Kevin Myatt grew up in Arkansas to the tune of tornado sirens and the rhythm of hailstones, aspiring to be a meteorologist before his studies and career were turned to journalism instead. Though he often chases storms, he prefers living in the cooler, more tranquil weather of the Blue Ridge. He moved to Roanoke in 1999 to take a job on the copy desk of The Roanoke Times; writing headlines and editing copy is his principal work for the newspaper today.

Each May, Kevin assists Pulaski County High School / Virginia Tech meteorology instructor Dave Carroll in leading college and high school students to the Plains to observe severe weather firsthand. The accounts of many of his storm chases can be found here on the storm chasing page of his weather blog on roanoke.com.

Kevin was an editor for "Hurricanes and the Middle Atlantic States," a book written by D.C.-area weather enthusiast Rick Schwartz and published by Blue Diamond Books that documents hurricanes striking the mid-Atlantic states since colonial times.

The Weather Journal column began in 2003 and appears on Friday's Virginia section front in The Roanoke Times. The Weather Journal blog began in 2006 and follows weather day-by-day between the larger columns.


Monday, August 23, 2004

Even with warmup -- we're progressing toward fall


By Kevin Myatt
The Roanoke Times

It got to 91 degrees on Friday in Roanoke.

That is usually not a landmark event in a typical summer. But it was Roanoke's hottest high temperature of summer 2004, the first time it had gotten above 90 degrees.

Our "heat wave" was short-lived -- more a warm ripple than a heat wave -- as a cold front swooped in, rained some on our Saturday and then cooled us off for Sunday and today.

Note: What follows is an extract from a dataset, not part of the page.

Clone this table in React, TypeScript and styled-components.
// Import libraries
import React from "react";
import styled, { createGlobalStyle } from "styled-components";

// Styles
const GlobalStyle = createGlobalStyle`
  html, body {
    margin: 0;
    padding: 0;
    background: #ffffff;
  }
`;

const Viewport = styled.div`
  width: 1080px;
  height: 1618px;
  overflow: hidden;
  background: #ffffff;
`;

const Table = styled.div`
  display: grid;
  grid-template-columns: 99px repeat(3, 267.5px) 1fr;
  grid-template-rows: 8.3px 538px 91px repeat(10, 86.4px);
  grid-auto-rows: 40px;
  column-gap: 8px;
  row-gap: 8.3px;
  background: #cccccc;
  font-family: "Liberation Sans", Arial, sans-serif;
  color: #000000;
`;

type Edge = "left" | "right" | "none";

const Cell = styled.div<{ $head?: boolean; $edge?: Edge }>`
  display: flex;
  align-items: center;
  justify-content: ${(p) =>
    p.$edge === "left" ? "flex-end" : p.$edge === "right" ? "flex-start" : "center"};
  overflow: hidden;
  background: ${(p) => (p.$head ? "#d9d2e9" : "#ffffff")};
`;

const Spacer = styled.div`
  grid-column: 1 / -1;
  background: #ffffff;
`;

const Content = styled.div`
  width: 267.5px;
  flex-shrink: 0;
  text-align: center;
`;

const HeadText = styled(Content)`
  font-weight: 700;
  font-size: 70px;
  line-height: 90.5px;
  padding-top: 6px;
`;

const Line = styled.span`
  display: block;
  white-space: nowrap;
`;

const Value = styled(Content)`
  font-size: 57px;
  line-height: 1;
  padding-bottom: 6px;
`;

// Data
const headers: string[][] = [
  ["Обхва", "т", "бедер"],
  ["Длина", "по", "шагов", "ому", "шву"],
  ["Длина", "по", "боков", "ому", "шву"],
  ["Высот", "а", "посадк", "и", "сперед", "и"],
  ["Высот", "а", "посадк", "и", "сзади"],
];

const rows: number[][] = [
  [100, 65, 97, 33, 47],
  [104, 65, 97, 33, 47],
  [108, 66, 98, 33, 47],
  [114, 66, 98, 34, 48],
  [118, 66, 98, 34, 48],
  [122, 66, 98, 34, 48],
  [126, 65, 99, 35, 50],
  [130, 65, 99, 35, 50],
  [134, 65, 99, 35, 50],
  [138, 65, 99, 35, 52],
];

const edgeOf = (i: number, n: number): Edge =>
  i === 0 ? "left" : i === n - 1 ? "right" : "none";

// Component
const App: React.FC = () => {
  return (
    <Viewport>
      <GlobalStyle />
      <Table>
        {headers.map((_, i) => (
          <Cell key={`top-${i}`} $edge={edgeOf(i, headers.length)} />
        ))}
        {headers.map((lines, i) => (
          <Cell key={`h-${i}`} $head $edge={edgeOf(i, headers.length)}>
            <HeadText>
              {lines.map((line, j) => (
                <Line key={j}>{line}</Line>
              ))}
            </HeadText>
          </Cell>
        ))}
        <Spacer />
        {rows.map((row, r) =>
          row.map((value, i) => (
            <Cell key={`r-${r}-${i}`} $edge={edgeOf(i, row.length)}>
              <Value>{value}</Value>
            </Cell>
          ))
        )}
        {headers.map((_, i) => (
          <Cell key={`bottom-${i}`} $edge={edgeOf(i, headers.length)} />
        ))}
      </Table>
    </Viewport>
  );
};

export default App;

But that little burst of heat could be a precursor of how our August will end.

A high pressure ridge is building aloft over the eastern United States. It's the kind of development that, were it mid-July rather than late August, might portend a substantial heat wave. This late in the season, it might gives us at least a few summery days before meteorological summer ends on Aug. 31. (By the astronomical calendar, it drags on to Sept. 21.)

Historically, you can't write off summerlike weather yet just because we haven't had much of it so far. Records show that Roanoke Regional Airport has been 90 or above as late as Oct. 6 -- 91 in 1951, back in its Woodrum Field days. It's been 100 or above as late as Sept. 5 --101 in horribly hot 1954, a year when it also got to 89 as late as Oct. 13.

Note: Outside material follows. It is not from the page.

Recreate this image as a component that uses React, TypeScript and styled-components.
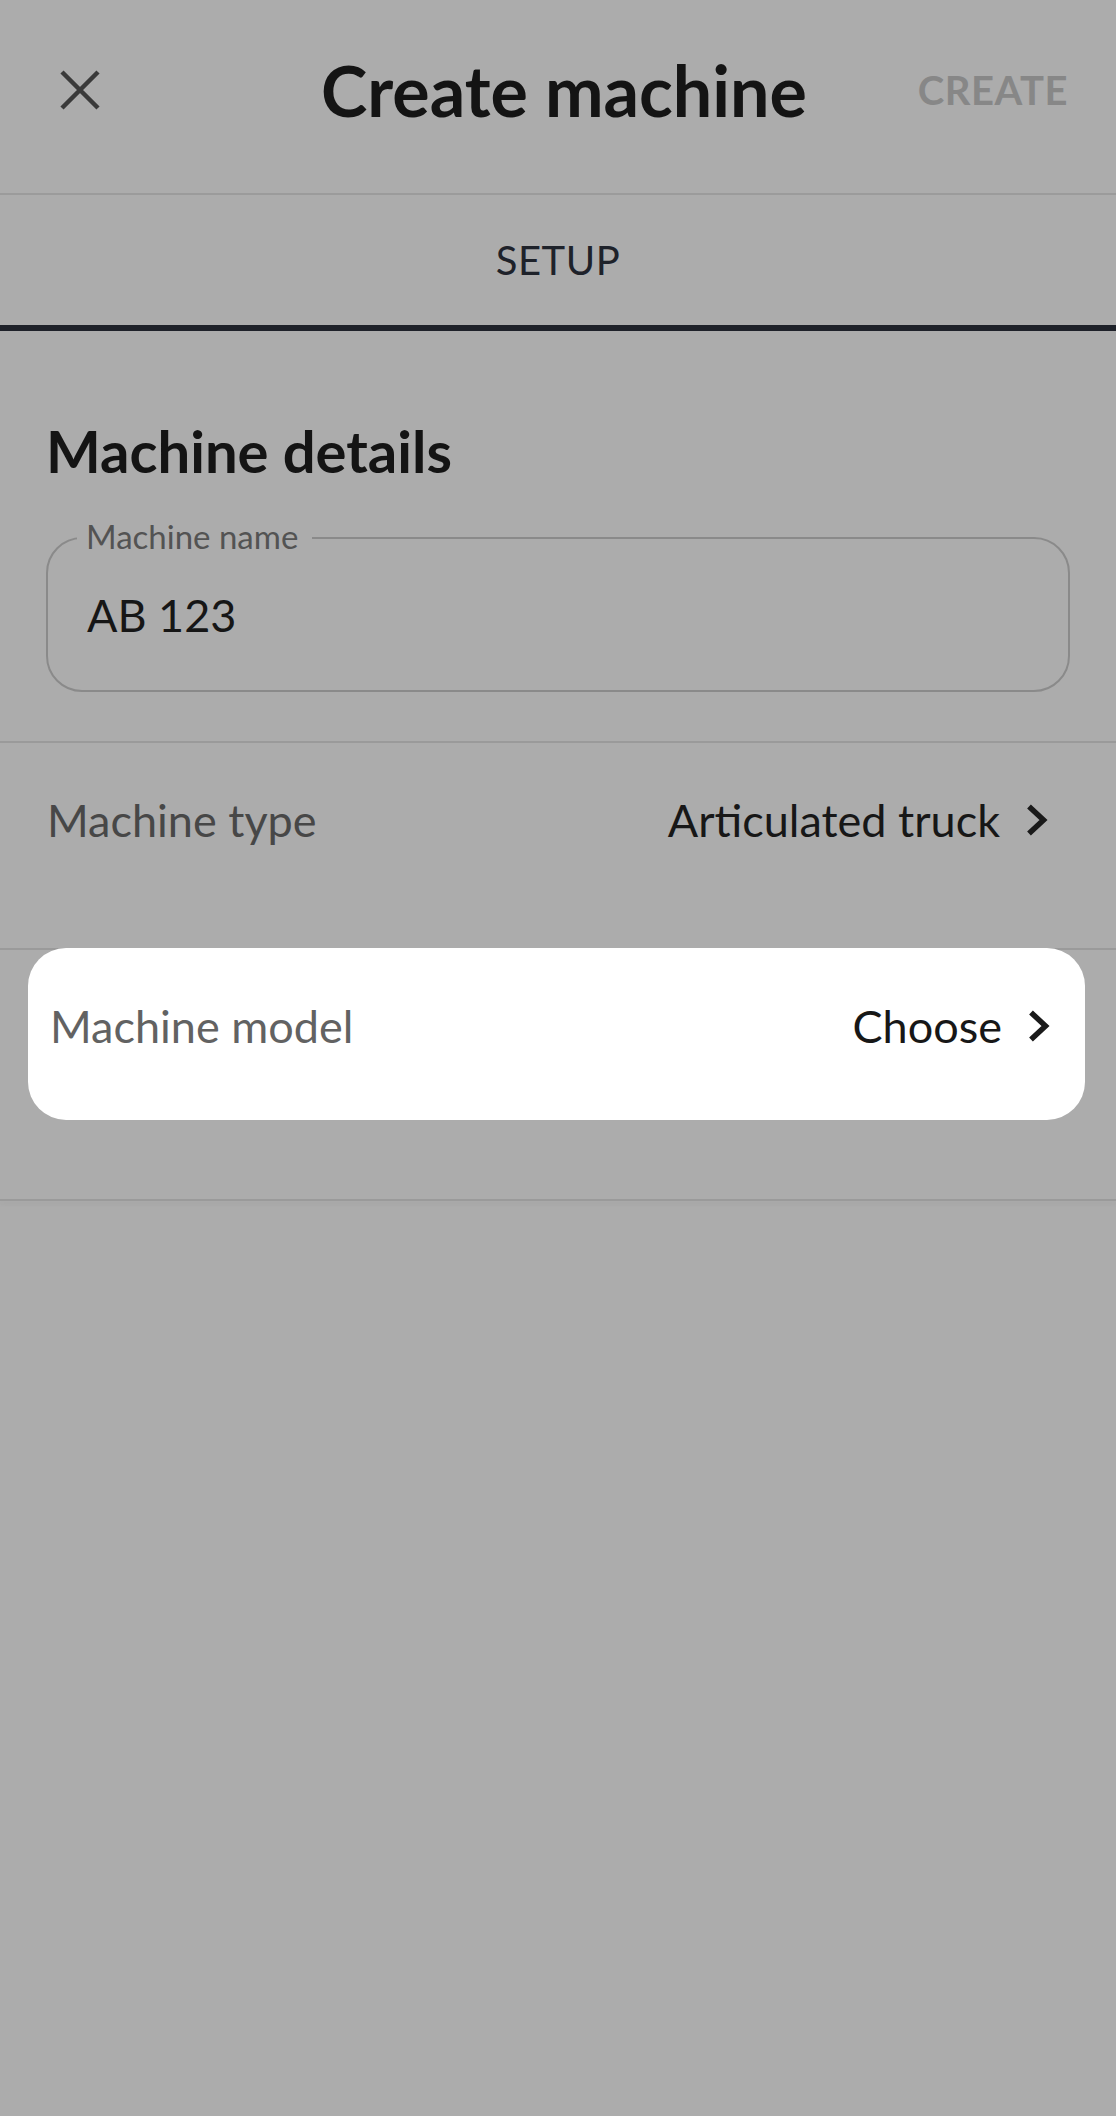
import React from "react";
import styled, { createGlobalStyle } from "styled-components";

const GlobalStyle = createGlobalStyle`
  html, body {
    margin: 0;
    padding: 0;
    background: #acacac;
  }
  * { box-sizing: border-box; }
  body {
    font-family: Lato, "Noto Sans", "Open Sans", sans-serif;
    -webkit-font-smoothing: antialiased;
  }
`;

const Page = styled.div`
  width: 1116px;
  min-height: 2116px;
  background: #acacac;
  display: flex;
  flex-direction: column;
`;

const Header = styled.header`
  height: 195px;
  padding: 0 48px 13px 60px;
  display: grid;
  grid-template-columns: 1fr auto 1fr;
  align-items: center;
  border-bottom: 2px solid #9b9b9b;
`;

const CloseButton = styled.button`
  justify-self: start;
  width: 40px;
  height: 40px;
  padding: 0;
  border: none;
  background: transparent;
  display: flex;
  align-items: center;
  justify-content: center;
`;

const Title = styled.h1`
  margin: 0;
  font-size: 70px;
  line-height: 84px;
  font-weight: 700;
  color: #141414;
`;

const CreateButton = styled.button`
  justify-self: end;
  padding: 0;
  border: none;
  background: transparent;
  font-family: inherit;
  font-size: 40px;
  font-weight: 700;
  color: #878787;
  letter-spacing: 0.5px;
`;

const TabBar = styled.nav`
  height: 136px;
  display: flex;
  flex-direction: column;
`;

const Tab = styled.div`
  flex: 1;
  display: flex;
  align-items: center;
  justify-content: center;
  font-size: 40px;
  font-weight: 400;
  color: #1e222a;
  letter-spacing: 0.5px;
  border-bottom: 6px solid #1e2129;
`;

const Section = styled.section`
  padding: 86px 46px 0 46px;
  display: flex;
  flex-direction: column;
`;

const SectionTitle = styled.h2`
  margin: 0;
  font-size: 58px;
  line-height: 68px;
  font-weight: 700;
  color: #141414;
`;

const Field = styled.div`
  position: relative;
  margin-top: 52px;
  height: 155px;
  border: 2.5px solid #8a8a8a;
  border-radius: 36px;
  display: flex;
  align-items: center;
  padding: 0 39px;
`;

const FieldLabel = styled.span`
  position: absolute;
  top: -23px;
  left: 29px;
  padding: 0 14px 0 9px;
  background: #acacac;
  font-size: 33px;
  line-height: 40px;
  color: #535353;
`;

const FieldValue = styled.span`
  font-size: 45px;
  line-height: 54px;
  color: #161616;
`;

const Divider = styled.div<{ $shadow?: boolean }>`
  height: 2px;
  background: #9a9a9a;
  box-shadow: ${(p) => (p.$shadow ? "0 3px 4px rgba(0,0,0,0.06)" : "none")};
`;

const Spacer = styled.div<{ $size: number }>`
  height: ${(p) => p.$size}px;
`;

const Row = styled.div<{ $height: number }>`
  height: ${(p) => p.$height}px;
  padding: 50px 68px 0 47px;
  display: flex;
  justify-content: space-between;
  align-items: flex-start;
`;

const HighlightRow = styled.div<{ $height: number }>`
  height: ${(p) => p.$height}px;
  padding: 0 31px 0 28px;
  margin-top: -2px;
`;

const Spotlight = styled.div`
  height: 172px;
  background: #ffffff;
  border-radius: 38px;
  padding: 51px 35px 0 22px;
  display: flex;
  justify-content: space-between;
  align-items: flex-start;
`;

const RowLabel = styled.span<{ $light?: boolean }>`
  font-size: 45px;
  line-height: 54px;
  color: ${(p) => (p.$light ? "#626262" : "#474747")};
`;

const RowValue = styled.span`
  display: flex;
  align-items: center;
  gap: 26px;
  font-size: 45px;
  line-height: 54px;
  color: #171717;
`;

const Chevron = () => (
  <svg width="22" height="32" viewBox="0 0 22 32" fill="none">
    <path d="M3 2.5 L17.5 16 L3 29.5" stroke="#1a1a1a" strokeWidth="5.5" strokeLinecap="butt" strokeLinejoin="miter" />
  </svg>
);

const CloseIcon = () => (
  <svg width="40" height="40" viewBox="0 0 40 40" fill="none">
    <path d="M2 2 L38 38 M38 2 L2 38" stroke="#3a3a3a" strokeWidth="4.5" />
  </svg>
);

export default function App() {
  return (
    <>
      <GlobalStyle />
      <Page>
        <Header>
          <CloseButton aria-label="Close">
            <CloseIcon />
          </CloseButton>
          <Title>Create machine</Title>
          <CreateButton>CREATE</CreateButton>
        </Header>
        <TabBar>
          <Tab>SETUP</Tab>
        </TabBar>
        <Section>
          <SectionTitle>Machine details</SectionTitle>
          <Field>
            <FieldLabel>Machine name</FieldLabel>
            <FieldValue>AB 123</FieldValue>
          </Field>
        </Section>
        <Spacer $size={49} />
        <Divider />
        <Row $height={205}>
          <RowLabel>Machine type</RowLabel>
          <RowValue>
            Articulated truck
            <Chevron />
          </RowValue>
        </Row>
        <Divider />
        <HighlightRow $height={251}>
          <Spotlight>
            <RowLabel $light>Machine model</RowLabel>
            <RowValue>
              Choose
              <Chevron />
            </RowValue>
          </Spotlight>
        </HighlightRow>
        <Divider $shadow />
      </Page>
    </>
  );
}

But while we could still see some hot weather, a prolonged late-arriving heat wave does not appear likely. Those early 1950s Septembers followed hot, dry summers that left the ground parched and the vegetation withered.

Also, it's doubtful the weather pattern will stagnate now like it would need to for a late heat wave. In fact, this shift from our stable summer pattern may itself be a harbinger of fall.

A upper-level low pressure system is crashing ashore in the Pacific Northwest this week, bringing cool, wet weather to an area that has had lots of unseasonable heat and drought. It's breaking through the high pressure dome that has been in control of that region this summer, the same high that has in turned helped funnel unseasonably cool air into the southward dip in the jet stream over the central and eastern U.S.

Just like you can do by snapping a garden hose, this downward bend in the jet stream over the Pacific Northwest is springing an upward turn farther east, hence our East Coast high.

But just as a bulge in a hose travels down its length, so will the high translate eastward. It's expected to slip out to sea later this week. The result will be that it will start turning the winds out of the southeast aloft on its clockwise circulation, and this will start building moisture later in the week for showers and thunderstorms. While it will become plenty sticky, the clouds and daily showers will inhibit any kind of really intense warmup. And the Pacific Northwest storm may affect us by the weekend or early next week.

When ripples in the jet stream travel across the country with regularity, it is called a progressive jet stream pattern. Though uncommon in winter when Arctic air masses can get lodged in one part of the country or another, and even more rare in summer when heat-dome high pressure areas can bring the weather pattern to a standstill, a progressive jet stream pattern is a common feature of spring and fall.

Storm systems enter in the west, cross the country and exit east as a new one enters the west. Sometimes it even gets to be such a steady cadence where one can expect rain, say, every 3 days, followed each time by a cool, dry day and then a warm, more humid one.

We're not quite to fall or a fall-like weather pattern yet, even though many mornings have felt just a shade above frosty lately. But this is certain: the days are getting shorter, the sun angle is getting lower. The sun's heat is less potent with each passing day.

That's a progressive pattern that will continue whatever the jet stream is doing.